Com as bênçãos do governo e do presidente de Câmara Federal, congressistas ameaçam aprovar a qualquer momento cinco projetos de lei, o Pacote da Destruição, que podem ferir o Brasil de morte. O que trata de liberação da mineração em terras indígenas, o PL 191/2020, voltou para o topo da lista, como consequência indireta da guerra entre Rússia e Ucrânia – ou “uma boa oportunidade”, como disse o presidente Bolsonaro. Ele pode levar à inutilização das maiores reservas de água do planeta e à extinção de povos. “Depois de exterminada a última nação indígena / E o espírito dos pássaros das fontes de água límpida”, como também está dito em “Um índio”.

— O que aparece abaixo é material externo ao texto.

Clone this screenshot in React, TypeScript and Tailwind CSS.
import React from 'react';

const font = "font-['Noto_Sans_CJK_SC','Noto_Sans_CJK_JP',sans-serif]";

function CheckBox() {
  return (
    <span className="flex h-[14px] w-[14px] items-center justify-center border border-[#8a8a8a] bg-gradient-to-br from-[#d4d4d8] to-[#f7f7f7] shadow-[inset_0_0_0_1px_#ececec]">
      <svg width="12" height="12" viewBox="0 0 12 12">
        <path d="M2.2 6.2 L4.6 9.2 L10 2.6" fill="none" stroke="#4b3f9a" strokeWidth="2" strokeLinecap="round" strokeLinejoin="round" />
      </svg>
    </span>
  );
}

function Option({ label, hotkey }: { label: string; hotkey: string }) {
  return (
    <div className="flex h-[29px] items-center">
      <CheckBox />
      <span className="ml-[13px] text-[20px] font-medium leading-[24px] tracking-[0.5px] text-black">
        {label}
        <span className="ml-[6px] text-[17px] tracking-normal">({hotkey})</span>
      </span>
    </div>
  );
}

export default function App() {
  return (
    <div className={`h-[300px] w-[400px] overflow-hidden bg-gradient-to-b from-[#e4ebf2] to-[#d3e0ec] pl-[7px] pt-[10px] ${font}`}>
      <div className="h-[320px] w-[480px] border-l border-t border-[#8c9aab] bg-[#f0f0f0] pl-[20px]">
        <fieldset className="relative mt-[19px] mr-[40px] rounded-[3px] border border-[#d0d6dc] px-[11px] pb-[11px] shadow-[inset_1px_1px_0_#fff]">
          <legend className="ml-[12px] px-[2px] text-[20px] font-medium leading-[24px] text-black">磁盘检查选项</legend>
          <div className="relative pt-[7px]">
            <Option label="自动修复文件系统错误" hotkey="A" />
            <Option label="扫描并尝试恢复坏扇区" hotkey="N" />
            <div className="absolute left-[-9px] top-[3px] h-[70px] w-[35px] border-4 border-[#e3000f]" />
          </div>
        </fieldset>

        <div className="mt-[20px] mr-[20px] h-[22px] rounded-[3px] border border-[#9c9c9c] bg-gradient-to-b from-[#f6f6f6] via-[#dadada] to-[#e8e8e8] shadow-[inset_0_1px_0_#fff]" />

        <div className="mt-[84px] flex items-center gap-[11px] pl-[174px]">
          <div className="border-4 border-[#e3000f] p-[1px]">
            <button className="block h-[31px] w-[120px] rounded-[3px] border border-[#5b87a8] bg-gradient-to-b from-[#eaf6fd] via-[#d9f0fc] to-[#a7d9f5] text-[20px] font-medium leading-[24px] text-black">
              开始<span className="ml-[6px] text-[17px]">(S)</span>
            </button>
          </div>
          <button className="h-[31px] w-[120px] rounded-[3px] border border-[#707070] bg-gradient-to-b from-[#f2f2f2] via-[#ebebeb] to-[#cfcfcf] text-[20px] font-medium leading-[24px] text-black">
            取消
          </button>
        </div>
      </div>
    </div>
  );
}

E seria uma catástrofe a nível global, não só local. A mineração ajuda a pôr árvores abaixo e CO₂ lá em cima. Caso o desmatamento siga no ritmo atual, o Instituto de Pesquisa Ambiental da Amazônia (Ipam) calcula que a floresta perderia 17 mil km² de área até 2030. Todo esse verde viraria mais 800 milhões de toneladas de CO₂ na atmosfera. Tem mais: no último dia 7, o jornal científico “Nature Climate Change” publicou um estudo da Universidade de Copenhaguen que indica que mais de ¾ da floresta vêm perdendo sua capacidade de regeneração desde 2003.

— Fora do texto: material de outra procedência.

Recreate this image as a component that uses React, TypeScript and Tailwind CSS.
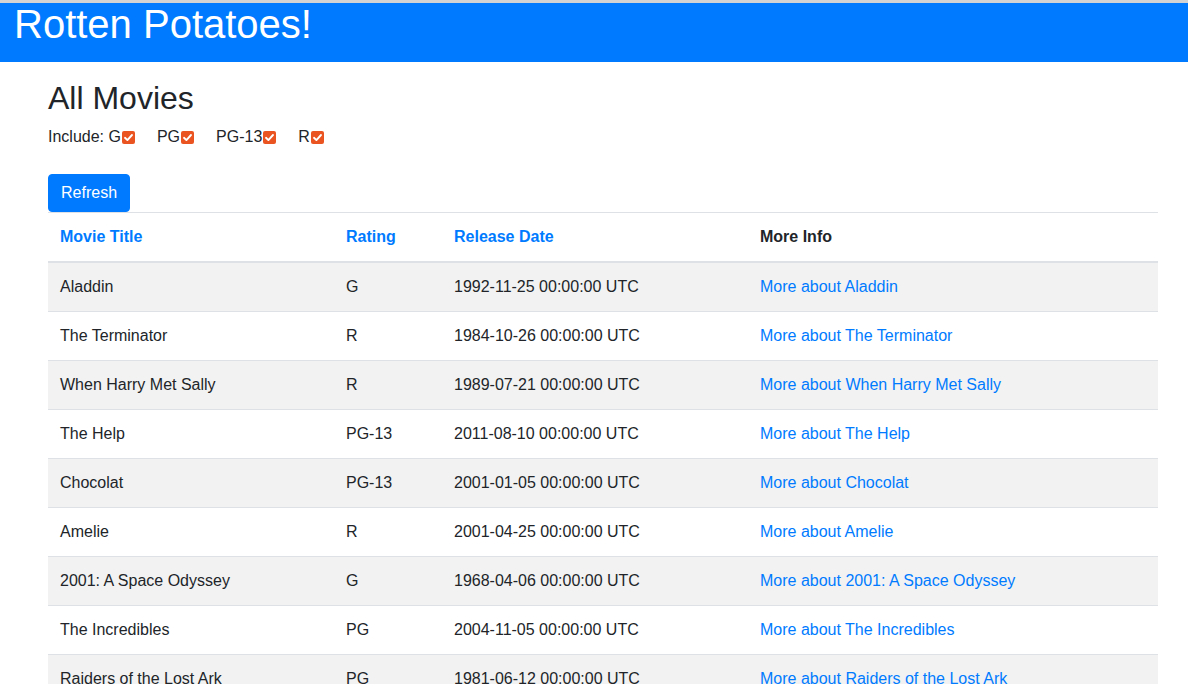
const movies = [
  { title: "Aladdin", rating: "G", date: "1992-11-25 00:00:00 UTC" },
  { title: "The Terminator", rating: "R", date: "1984-10-26 00:00:00 UTC" },
  { title: "When Harry Met Sally", rating: "R", date: "1989-07-21 00:00:00 UTC" },
  { title: "The Help", rating: "PG-13", date: "2011-08-10 00:00:00 UTC" },
  { title: "Chocolat", rating: "PG-13", date: "2001-01-05 00:00:00 UTC" },
  { title: "Amelie", rating: "R", date: "2001-04-25 00:00:00 UTC" },
  { title: "2001: A Space Odyssey", rating: "G", date: "1968-04-06 00:00:00 UTC" },
  { title: "The Incredibles", rating: "PG", date: "2004-11-05 00:00:00 UTC" },
  { title: "Raiders of the Lost Ark", rating: "PG", date: "1981-06-12 00:00:00 UTC" },
];

const ratings = ["G", "PG", "PG-13", "R"];

const CheckBox = () => (
  <span className="ml-[1px] inline-flex h-[13px] w-[13px] items-center justify-center rounded-[2px] bg-[#e95420]">
    <svg width="11" height="11" viewBox="0 0 11 11" fill="none">
      <path d="M2 5.8 L4.4 8.1 L9 3" stroke="white" strokeWidth="1.9" strokeLinecap="round" strokeLinejoin="round" />
    </svg>
  </span>
);

export default function App() {
  return (
    <div className="min-h-screen bg-white font-['Liberation_Sans',Arial,sans-serif] text-base text-[#212529]">
      <div className="h-[3px] bg-[#d3d3d3]" />
      {/* Header */}
      <div className="h-[59px] bg-[#007bff] pl-[14px]">
        <h1 className="text-[40px] leading-[42px] font-normal text-white">Rotten Potatoes!</h1>
      </div>

      <div className="ml-[48px] w-[1110px]">
        <h2 className="mt-[17px] mb-2 text-[32px] leading-[38.4px] font-normal">All Movies</h2>

        {/* Filters */}
        <div className="mt-[4px] flex items-center gap-[22px] leading-6">
          {ratings.map((r, i) => (
            <label key={r} className="flex items-center">
              {i === 0 ? "Include: " : ""}
              {r}
              <CheckBox />
            </label>
          ))}
        </div>

        <button className="mt-[25px] h-[38px] rounded-[4px] border border-[#007bff] bg-[#007bff] px-3 leading-6 text-white">
          Refresh
        </button>

        {/* Table */}
        <table className="w-full table-fixed border-collapse">
          <thead>
            <tr>
              <th className="w-[286px] border-t border-b-2 border-[#dee2e6] p-3 text-left font-bold leading-6 text-[#007bff]">Movie Title</th>
              <th className="w-[108px] border-t border-b-2 border-[#dee2e6] p-3 text-left font-bold leading-6 text-[#007bff]">Rating</th>
              <th className="w-[306px] border-t border-b-2 border-[#dee2e6] p-3 text-left font-bold leading-6 text-[#007bff]">Release Date</th>
              <th className="border-t border-b-2 border-[#dee2e6] p-3 text-left font-bold leading-6">More Info</th>
            </tr>
          </thead>
          <tbody>
            {movies.map((m, i) => (
              <tr key={m.title} className={i % 2 === 0 ? "bg-[#f2f2f2]" : "bg-white"}>
                <td className="border-t border-[#dee2e6] p-3 leading-6">{m.title}</td>
                <td className="border-t border-[#dee2e6] p-3 leading-6">{m.rating}</td>
                <td className="border-t border-[#dee2e6] p-3 leading-6">{m.date}</td>
                <td className="border-t border-[#dee2e6] p-3 leading-6">
                  <a href="#" className="text-[#007bff]">More about {m.title}</a>
                </td>
              </tr>
            ))}
          </tbody>
        </table>
      </div>
    </div>
  );
}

Ou seja, a Amazônia está se aproximando mais rápido do que se pensava de seu ponto de inflexão. “Se a perda da Floresta Amazônica se tornar irreversível, o efeito sobre a mudança do clima será significativo”, disse Tim Lenton, diretor do Global Systems Institute, na Universidade de Exeter, Inglaterra, coautor do texto. Caso a gente chegue a esse ponto, 90 bilhões de toneladas de CO₂ vão pro céu – e a Terra vira inferno.

A justificativa dada é nossa dependência externa de fertilizantes minerais; então convém lembrar que os indígenas não só preservam a Amazônia, como ajudaram a cultivá-la. Porém, se há quem não veja o que é claro como o dia, existem os que parecem dotados de visão de raios-x. Só isso explicaria que o Presidente da República conseguisse descobrir as jazidas de potássio em plena Amazônia, já que as conhecidas se encontram entre 650m e 1.200m de profundidade. O seu dom, entretanto, parece ter uma fraqueza: só funciona em terras indígenas. Seja lá qual for o problema, é para lá que ele mira.

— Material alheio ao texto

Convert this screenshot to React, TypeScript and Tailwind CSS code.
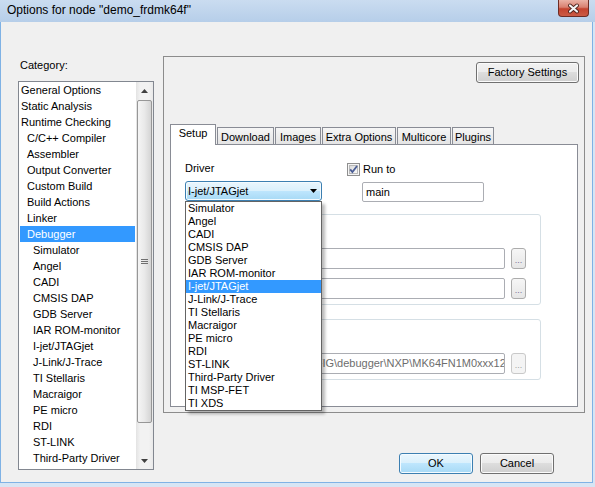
import React from "react";

// IAR "Options for node" dialog, Win7 basic look

const categories: { label: string; level: number }[] = [
  { label: "General Options", level: 0 },
  { label: "Static Analysis", level: 0 },
  { label: "Runtime Checking", level: 0 },
  { label: "C/C++ Compiler", level: 1 },
  { label: "Assembler", level: 1 },
  { label: "Output Converter", level: 1 },
  { label: "Custom Build", level: 1 },
  { label: "Build Actions", level: 1 },
  { label: "Linker", level: 1 },
  { label: "Debugger", level: 1 },
  { label: "Simulator", level: 2 },
  { label: "Angel", level: 2 },
  { label: "CADI", level: 2 },
  { label: "CMSIS DAP", level: 2 },
  { label: "GDB Server", level: 2 },
  { label: "IAR ROM-monitor", level: 2 },
  { label: "I-jet/JTAGjet", level: 2 },
  { label: "J-Link/J-Trace", level: 2 },
  { label: "TI Stellaris", level: 2 },
  { label: "Macraigor", level: 2 },
  { label: "PE micro", level: 2 },
  { label: "RDI", level: 2 },
  { label: "ST-LINK", level: 2 },
  { label: "Third-Party Driver", level: 2 },
];

const indent = ["pl-[1px]", "pl-[7px]", "pl-[13px]"];

const drivers = [
  "Simulator",
  "Angel",
  "CADI",
  "CMSIS DAP",
  "GDB Server",
  "IAR ROM-monitor",
  "I-jet/JTAGjet",
  "J-Link/J-Trace",
  "TI Stellaris",
  "Macraigor",
  "PE micro",
  "RDI",
  "ST-LINK",
  "Third-Party Driver",
  "TI MSP-FET",
  "TI XDS",
];

const tabs = [
  { label: "Download", w: "w-[57px]" },
  { label: "Images", w: "w-[46px]" },
  { label: "Extra Options", w: "w-[74px]" },
  { label: "Multicore", w: "w-[54px]" },
  { label: "Plugins", w: "w-[42px]" },
];

const grayBtn =
  "border border-[#707070] rounded-[3px] bg-[linear-gradient(#f2f2f2_0%,#ebebeb_50%,#dddddd_50%,#cfcfcf_100%)] shadow-[inset_0_0_0_1px_#fbfbfb] flex items-center justify-center";

const blueBtn =
  "border border-[#3c7fb1] rounded-[3px] bg-[linear-gradient(#eaf6fd_0%,#d9f0fc_50%,#bee6fd_50%,#a7d9f5_100%)] shadow-[inset_0_0_0_1px_#f4fbff]";

function DotsButton({ disabled }: { disabled?: boolean }) {
  return (
    <div
      className={`w-[15px] h-[21px] rounded-[3px] border flex items-end justify-center pb-[3px] text-[9px] leading-[9px] ${
        disabled
          ? "border-[#c9c9c9] bg-[#f4f4f4] text-[#a0a0a0]"
          : "border-[#acacac] bg-[linear-gradient(#f6f6f6,#e6e6e6)] text-[#7b6f9a]"
      }`}
    >
      ...
    </div>
  );
}

function Arrow({ down }: { down?: boolean }) {
  return (
    <svg width="7" height="4" viewBox="0 0 7 4">
      <path d={down ? "M0 0 L7 0 L3.5 4Z" : "M0 4 L7 4 L3.5 0Z"} fill="#404040" />
    </svg>
  );
}

export default function App() {
  return (
    <div className="w-[595px] h-[487px] bg-[#d7e5f4] flex flex-col overflow-hidden text-[11px] text-black font-['Liberation_Sans',Arial,sans-serif]">
      {/* title bar */}
      <div className="h-[22px] flex justify-between bg-[linear-gradient(#cadcf0,#b6cee9)]">
        <span className="pl-[7px] text-[12px] leading-[21px]">Options for node "demo_frdmk64f"</span>
        <div className="mr-[6px] w-[31px] h-[17px] rounded-b-[4px] border border-t-0 border-[#6e2c24] bg-[linear-gradient(#ebb2a6,#d98070_45%,#c4432f_55%,#cb5b45)] flex items-center justify-center">
          <svg width="15" height="11" viewBox="0 0 15 11">
            <path d="M4 2.5 L11 8.5 M11 2.5 L4 8.5" stroke="#4a1f1a" strokeWidth="3.8" strokeLinecap="round" />
            <path d="M4 2.5 L11 8.5 M11 2.5 L4 8.5" stroke="#f4f4f4" strokeWidth="2.2" strokeLinecap="round" />
          </svg>
        </div>
      </div>

      {/* dialog body */}
      <div className="flex-1 mr-[2px] mb-[4px] bg-[#f0f0f0] border-x border-b border-[#7fb2e5] flex">
        {/* category column */}
        <div className="pl-[17px] pt-[37px]">
          <div className="pl-[2px] leading-[13px]">Category:</div>
          <div className="mt-[9px] w-[136px] h-[389px] border border-[#828790] bg-white flex">
            <div className="w-[117px]">
              {categories.map((c) => (
                <div
                  key={c.label}
                  className={`ml-[1px] w-[115px] h-[16px] leading-[16px] whitespace-nowrap ${indent[c.level]} ${
                    c.label === "Debugger" ? "bg-[#3399ff] text-white" : ""
                  }`}
                >
                  {c.label}
                </div>
              ))}
            </div>
            <div className="w-[17px] flex flex-col bg-[linear-gradient(90deg,#e3e3e3,#f2f2f2_25%,#f2f2f2_75%,#e9e9e9)]">
              <div className="h-[17px] flex items-center justify-center">
                <Arrow />
              </div>
              <div className="mx-[1px] mt-[1px] h-[323px] rounded-[2px] border border-[#979797] bg-[linear-gradient(90deg,#f5f5f5,#e9e9e9_50%,#d4d4d4)] flex items-center justify-center">
                <svg width="7" height="6" viewBox="0 0 7 6">
                  <path d="M0 0.5 H7 M0 2.5 H7 M0 4.5 H7" stroke="#6f6f6f" strokeWidth="1" />
                </svg>
              </div>
              <div className="flex-1" />
              <div className="h-[17px] flex items-center justify-center">
                <Arrow down />
              </div>
            </div>
          </div>
        </div>

        {/* options column */}
        <div className="pl-[9px] pt-[34px] flex flex-col">
          <div className="w-[422px] h-[357px] border border-[#8c8c8c] flex flex-col">
            <div className="flex justify-end pt-[5px] pr-[5px]">
              <button className={`w-[103px] h-[21px] ${grayBtn}`}>Factory Settings</button>
            </div>

            {/* tabs */}
            <div className="mt-[41px] ml-[6px] h-[20px] flex items-end gap-[1px]">
              <div className="relative z-10 w-[46px] h-[21px] -mb-[1px] border border-b-0 border-[#898c95] bg-white text-center pt-[2px] leading-[13px]">
                Setup
              </div>
              {tabs.map((t) => (
                <div
                  key={t.label}
                  className={`${t.w} h-[17px] border border-b-0 border-[#898c95] bg-[linear-gradient(#f6f6f6,#e4e4e4)] text-center pt-[3px] leading-[13px] whitespace-nowrap`}
                >
                  {t.label}
                </div>
              ))}
            </div>

            {/* tab pane */}
            <div className="mx-[6px] h-[263px] border border-[#898c95] bg-white pl-[14px] pt-[17px]">
              <div className="flex">
                <div className="w-[137px]">
                  <div className="leading-[13px]">Driver</div>
                  <div className="relative z-20 mt-[6px]">
                    <div className={`h-[20px] flex items-center justify-between pl-[2px] pr-[4px] ${blueBtn}`}>
                      <span>I-jet/JTAGjet</span>
                      <svg width="7" height="4" viewBox="0 0 7 4">
                        <path d="M0 0 L7 0 L3.5 4Z" fill="#000" />
                      </svg>
                    </div>
                    <div className="absolute top-full left-0 w-[137px] border border-[#646464] bg-white shadow-[3px_3px_3px_rgba(0,0,0,0.28)]">
                      {drivers.map((d) => (
                        <div
                          key={d}
                          className={`h-[13px] leading-[13px] pl-[2px] whitespace-nowrap ${
                            d === "I-jet/JTAGjet" ? "bg-[#3399ff] text-white" : ""
                          }`}
                        >
                          {d}
                        </div>
                      ))}
                    </div>
                  </div>
                </div>

                <div className="ml-[25px]">
                  <div className="mt-[1px] h-[13px] flex items-center">
                    <svg width="13" height="13" viewBox="0 0 13 13">
                      <defs>
                        <linearGradient id="cb" x1="0" y1="0" x2="1" y2="1">
                          <stop offset="0" stopColor="#d8d8d8" />
                          <stop offset="1" stopColor="#fbfbfb" />
                        </linearGradient>
                      </defs>
                      <rect x="0.5" y="0.5" width="12" height="12" fill="#f5f5f5" stroke="#8f8f8f" />
                      <rect x="2.5" y="2.5" width="8" height="8" fill="url(#cb)" stroke="#b9b9b9" />
                      <path d="M3.2 6.4 L5.4 9 L10 3" stroke="#4a5d95" strokeWidth="1.8" fill="none" />
                    </svg>
                    <span className="ml-[3px] leading-[13px]">Run to</span>
                  </div>
                  <div className="ml-[15px] mt-[6px] w-[122px] h-[20px] rounded-[2px] border border-[#abadb3] bg-white pl-[3px] leading-[18px]">
                    main
                  </div>
                </div>
              </div>

              {/* setup macros group (mostly under the open list) */}
              <div className="mt-[12px] w-[356px] h-[91px] rounded-[3px] border border-[#d5dfe5] pt-[33px] pl-[14px]">
                <div className="flex gap-[6px]">
                  <div className="w-[305px] h-[21px] rounded-[2px] border border-[#abadb3] bg-white" />
                  <DotsButton />
                </div>
                <div className="mt-[9px] flex gap-[6px]">
                  <div className="w-[305px] h-[21px] rounded-[2px] border border-[#abadb3] bg-white" />
                  <DotsButton />
                </div>
              </div>

              {/* device description group */}
              <div className="mt-[14px] w-[356px] h-[61px] rounded-[3px] border border-[#d5dfe5] pt-[33px] pl-[14px]">
                <div className="flex gap-[6px]">
                  <div className="w-[305px] h-[21px] rounded-[2px] border border-[#abadb3] bg-white pl-[3px] leading-[19px] overflow-hidden whitespace-nowrap text-[#6d6d6d]">
                    $TOOLKIT_DIR$\CONFIG\debugger\NXP\MK64FN1M0xxx12.ddf
                  </div>
                  <DotsButton disabled />
                </div>
              </div>
            </div>
          </div>

          <div className="mt-[40px] pr-[31px] flex justify-end gap-[7px]">
            <button className={`w-[74px] h-[21px] flex items-center justify-center ${blueBtn}`}>OK</button>
            <button className={`w-[74px] h-[21px] ${grayBtn}`}>Cancel</button>
          </div>
        </div>
      </div>
    </div>
  );
}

O fertilizante russo é apenas a bola da vez; antes, cogitou-se até que o Brasil entrasse para o ramo de bijuterias de nióbio. Ronaldinho Gaúcho era craque nisso: olhar para um lado e tocar para o outro. “A demanda por potássio em terras indígenas é irrisória. O interesse real das mineradoras está na extração de ouro e diamante”, analisa a jogada Márcio Santilli, sócio-fundador e assessor político do Instituto Socioambiental (ISA). “Não são os interesses dos indígenas ou da União que motivam a proposta de regulamentação dessa atividade, mas sim o interesse econômico de determinados grupos”, pontifica o Ministério Público Federal. Precisa de VAR?

Há 40 jazidas do mineral e de fósforo, outro ingrediente da receita dos fertilizantes, que não estão localizadas em terras indígenas ou unidades de conservação. Mas ainda que o presidente pudesse enxergar o subsolo, parece que ele não consegue ver o óbvio, que as verdadeiras riquezas da Amazônia estão na superfície. O “Ato pela Terra contra o Pacote da Destruição” também prevê a entrega de um documento ao Senado: “O presidente da Câmara tem dado mostras de fazer passar toda a desastrosa permissividade que o atual governo propõe”, explica Caetano Veloso. É preciso tirar a peneira da frente dos olhos daqueles que ainda se negam a ver o sol.

O Ato pela Terra contra o Pacote da Destruição acontece neste dia 9/03 (terça-feira), a partir das 15h, em frente ao Congresso Nacional, em Brasília. O ato reúne artistas e representantes da sociedade civil, e é apoiado por 232 entidades e movimentos.